Un interviewé comme un autre ?
Ca fait quoi d’interviewer un robot conversationnel ? Somme toute, ce n’est pas si différent que d’interviewer un être humain. A quelques détails près, quand même.
Il faut passer outre son physique : son absence de cheveux, l’arrière de son crâne transparent qui laisse apparaître des entrelacs de fils et de connectique, ses bras noirs imprimés en 3D, le trépied à roulettes qui lui permet de se déplacer… Ceci dit, il faut être honnête et avouer que ses mimiques sont pour la plupart plutôt bien réussies : surprise, hésitation, sourire… Les haussements de sourcils et les mouvements de la tête sont fluides et les yeux – vraiment très perçants – cherchent à accrocher un regard dans le public. Les lèvres suivent son phrasé et ses bras bougent de manière relativement fluide. D’autres expressions, en revanche, surprennent. Traduisez par là, elles font un peu peur… Sa voix et son accent en français sont neutres et le débit sans à-coups. Le contenu de ses propos, lui, oscille entre le « très bien » et le carrément improbable.
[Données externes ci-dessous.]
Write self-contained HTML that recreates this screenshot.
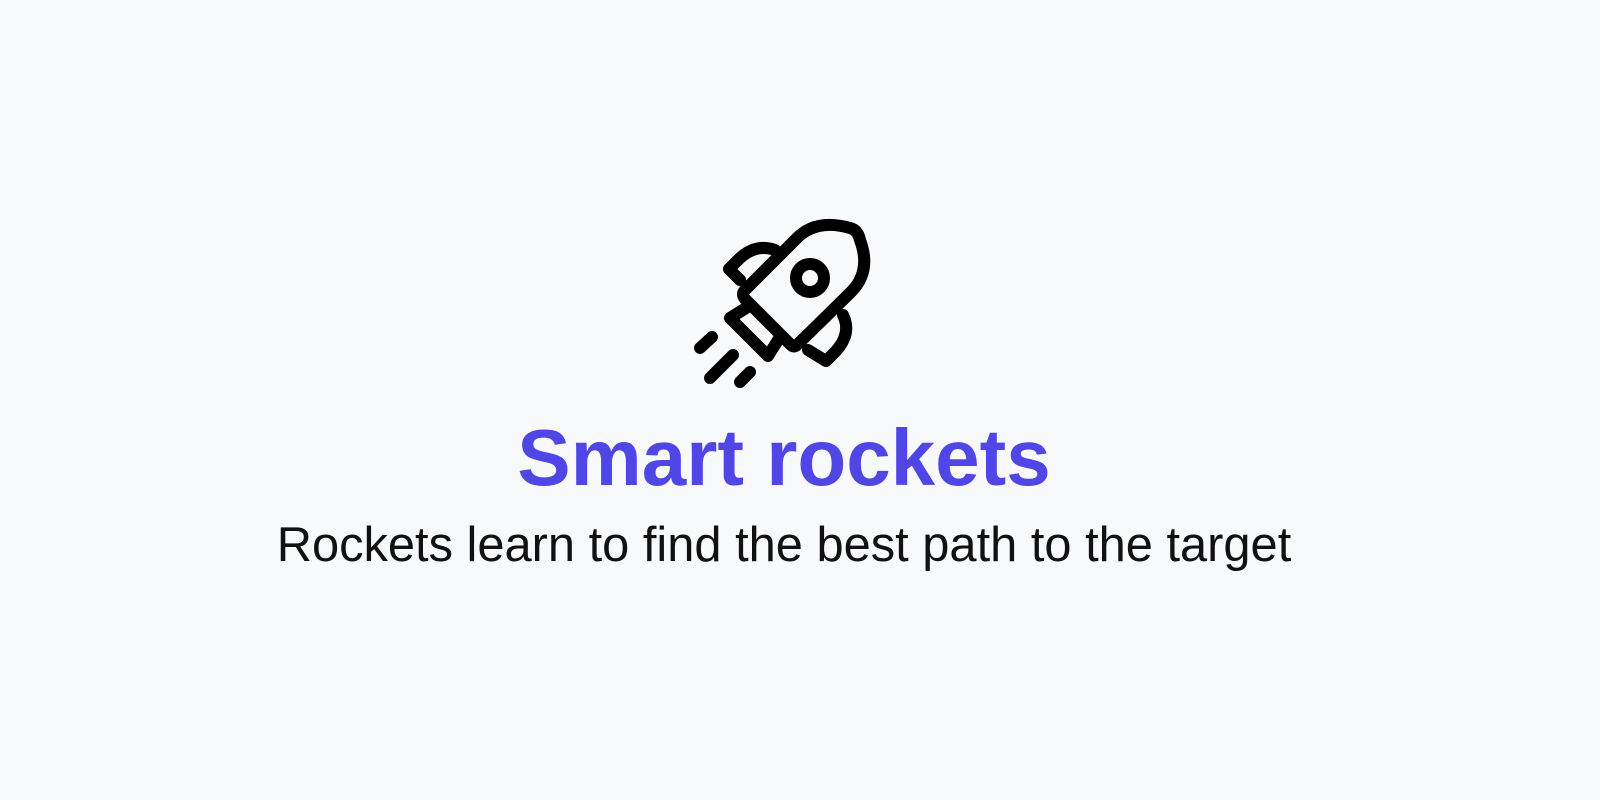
<!DOCTYPE html>
<html><head><style>
html,body{margin:0;width:1600px;height:800px;background:#f8f9fb;overflow:hidden}
svg{position:absolute;left:0;top:0}
.t{position:absolute;left:0;width:1568px;text-align:center;font-family:"Liberation Sans",sans-serif;white-space:nowrap}
#h{top:408px;font-size:80px;font-weight:bold;color:#4f46e5;line-height:100px}
#s{top:515px;font-size:48.8px;color:#111;line-height:60px}
</style></head><body>
<svg width="1600" height="800" fill="none" stroke="#000" stroke-width="12" stroke-linecap="round" stroke-linejoin="round">
<path d="M745 290 L795 240 Q815 218 850 228 Q858 230 860 240 Q872 272 850 293 L797 345 Q794 348 791 345 L745 299 Q741 294 745 290 Z"/>
<circle cx="810" cy="278" r="14"/>
<path d="M740 280 L729 269 L738 260 Q755 243 775 250"/>
<path d="M808 350 L826 361 L836 351 Q852 333 843 315"/>
<path d="M746 308 L730 318 L768 356 L778 340"/>
<path d="M700 348 L712 337 M710 378 L733 355 M740 382 L750 372"/>
</svg>
<div class="t" id="h">Smart rockets</div>
<div class="t" id="s">Rockets learn to find the best path to the target</div>
</body></html>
« Très bien » parce que Sophia est consciente de ses lacunes et qu’elle est encore en phase d’apprentissage. Elle sait aussi émailler ses phrases de quelques traits d’humour. Le moins bien, c’est que le contenu de l’interview est scripté et mis en scène. Pour autant, le robot répond aussi à des questions libres, avec plus ou moins de bonheur comme le montre la question sur les NFT. Ce bug, selon son créateur, David Hanson, serait dû au module linguistique français – elle peut parler 16 langues – moins efficient que celui anglais. Ainsi, Sophia s’est soudainement mise à parler en anglais avec un accent français à couper au couteau avant de bugguer. « Une connexion Internet insuffisante », dixit le roboticien. Que dire alors ? Sophia réussirait presque à émouvoir, et à faire oublier qu’une phrase prononcée par un robot n’est pas une phrase qu’il pense ni ne comprend. Pour l’instant.